Y es aquí donde comienza la historia de una ucronía, la de imaginar la historia de lo que pudo haber ocurrido, pero no sucedió. Una posibilidad histórica que también podría haberse planteado al pensar en un Lorca que en vez de marcharse a Granada habría seguido el consejo de su amiga Margarita Xirgu para viajar a México donde triunfaban sus obras de teatro. O en un Miguel Hernández que habría cogido el barco hacia el exilio chileno gracias a su amigo Pablo Neruda. Nada de eso ocurrió, pero podría haber sucedido.
Quien fuera director de la Residencia de Estudiantes, el malagueño Alberto Jiménez Fraud, escribió un conmovedor libro de recuerdos desde su exilio en Inglaterra. Se titulaba Residentes y en él recreaba el tiempo perdido en el que todo era posible. Todo el hermoso mundo de aquella Residencia de Estudiantes durante la Edad de Plata de la cultura española, ese lugar en el que se criaron los jóvenes poetas de la Generación del 27.
En ese libro hay un artículo en el que recuerda a Antonio Machado, que también se alojó en la Residencia, y sobre el que propone la ucronía de una posible estancia de Machado en Cambridge gracias a la oferta del profesor J. B. Trend. “Muchas veces me he preguntado cuál hubiera sido la vida de Antonio Machado en Cambridge si la muerte no hubiera impedido una larga, serena y fructuosa estancia”, escribía.
Jiménez Fraud imaginaba la estancia inglesa del poeta sevillano y fabulaba con un Machado que se alojaba en el Colegio de Cristo (Christ’s College) y que se sentaba en el refectorio ante los enormes retratos de dos grandes colegiales: el poeta Milton y Darwin, el científico y naturalista al que su abuelo don Antonio Machado y Núñez había admirado tanto que se convirtió en uno de los grandes impulsores de su teoría de la evolución en España.
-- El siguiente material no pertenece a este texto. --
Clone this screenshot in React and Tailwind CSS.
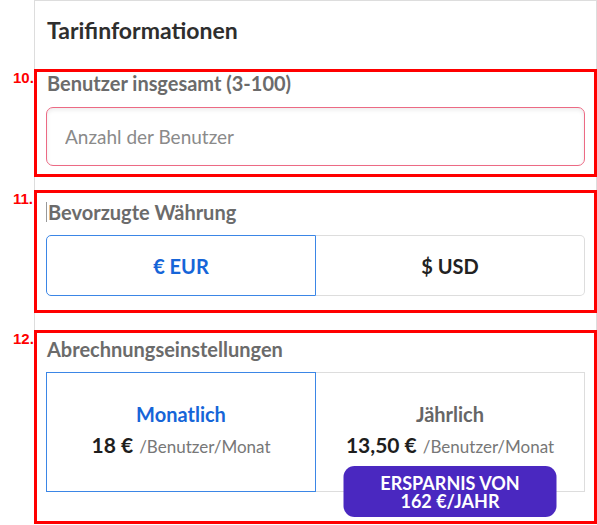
const SECTION = 'relative -mx-px border-[3px] border-[#ff0000] px-[9px]'

function Num({ children }) {
  return (
    <span className="absolute -left-[24px] -top-[2px] font-['Liberation_Sans',Arial,sans-serif] text-[15px] font-bold leading-none text-[#ff0000]">
      {children}
    </span>
  )
}

function Label({ children, cursor }) {
  return (
    <div className="flex items-center pl-px text-[20px] font-bold leading-[22px] text-[#6b6b6b]">
      {cursor && <span className="-ml-px mr-px inline-block h-[20px] w-px bg-[#999]" />}
      {children}
    </div>
  )
}

export default function App() {
  return (
    <div className="min-h-[525px] bg-white font-['Lato',sans-serif]">
      <div className="ml-[34px] w-[563px] border-x border-t border-[#dddddd]">
        <div className="h-[68px] pl-[12px] pt-[15px] text-[23px] font-bold leading-[28px] text-[#2e2e2e]">
          Tarifinformationen
        </div>

        <section className={`${SECTION} pb-[8px]`}>
          <Num>10.</Num>
          <Label>Benutzer insgesamt (3-100)</Label>
          <input
            placeholder="Anzahl der Benutzer"
            className="mt-[13px] block h-[59px] w-full rounded-[7px] border border-[#ec6a84] bg-white px-[18px] text-[19px] text-[#333] shadow-[inset_0_2px_4px_rgba(0,0,0,0.08)] outline-none placeholder:text-[#8a8a8a]"
          />
        </section>

        <section className={`${SECTION} mt-[13px] pb-[14px] pt-[8px]`}>
          <Num>11.</Num>
          <Label cursor>Bevorzugte Währung</Label>
          <div className="mt-[12px] flex h-[61px]">
            <button className="flex-1 rounded-l-[5px] border border-[#3b86e6] text-[20px] font-bold text-[#1665d8]">
              € EUR
            </button>
            <button className="flex-1 rounded-r-[5px] border border-l-0 border-[#dddddd] text-[20px] font-bold text-[#222]">
              $ USD
            </button>
          </div>
        </section>

        <section className={`${SECTION} mt-[17px] pb-[29px] pt-[5px]`}>
          <Num>12.</Num>
          <Label>Abrechnungseinstellungen</Label>
          <div className="mt-[12px] flex h-[120px]">
            <div className="flex flex-1 flex-col items-center border border-[#3b86e6] pt-[29px]">
              <div className="text-[20px] font-bold leading-[24px] text-[#1665d8]">Monatlich</div>
              <div className="mt-[6px] flex items-baseline gap-[6px] leading-[26px]">
                <span className="text-[21px] font-bold text-[#1e1e1e]">18 €</span>
                <span className="text-[17px] text-[#777]">/Benutzer/Monat</span>
              </div>
            </div>
            <div className="relative flex flex-1 flex-col items-center border border-l-0 border-[#dddddd] pt-[29px]">
              <div className="text-[20px] font-bold leading-[24px] text-[#666]">Jährlich</div>
              <div className="mt-[6px] flex items-baseline gap-[6px] leading-[26px]">
                <span className="text-[21px] font-bold text-[#1e1e1e]">13,50 €</span>
                <span className="text-[17px] text-[#777]">/Benutzer/Monat</span>
              </div>
              <div className="absolute left-1/2 top-[93px] flex h-[51px] w-[213px] -translate-x-1/2 flex-col items-center justify-center rounded-[11px] bg-[#4a28c0] text-center text-[18px] font-bold uppercase leading-[18px] text-white">
                <span>Ersparnis von</span>
                <span>162 €/Jahr</span>
              </div>
            </div>
          </div>
        </section>
      </div>
    </div>
  )
}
Qué hermosa ucronía pensar en un Machado vivo y dando clases en Inglaterra. ¿Qué habría escrito desde el exilio? Lo imaginamos recuperando su pasión por los paseos de ribera como había hecho en Soria con el Duero, en Baeza con el Guadalquivir o en Segovia con el Eresma y el Clamores. Caminaría pensativo por el río Clam resucitando otra vez a su poeta apócrifo más querido, Juan de Mairena. Y explicando a sus alumnos el ingenioso invento de la Máquina de Trovar. Pero nada de eso sucedió y tendremos que conformarnos con evocar de nuevo la tristísima historia de don Antonio Machado en su tumba de Collioure mientras intentamos guarecernos del frío de la vida en los días azules y en este sol de la infancia.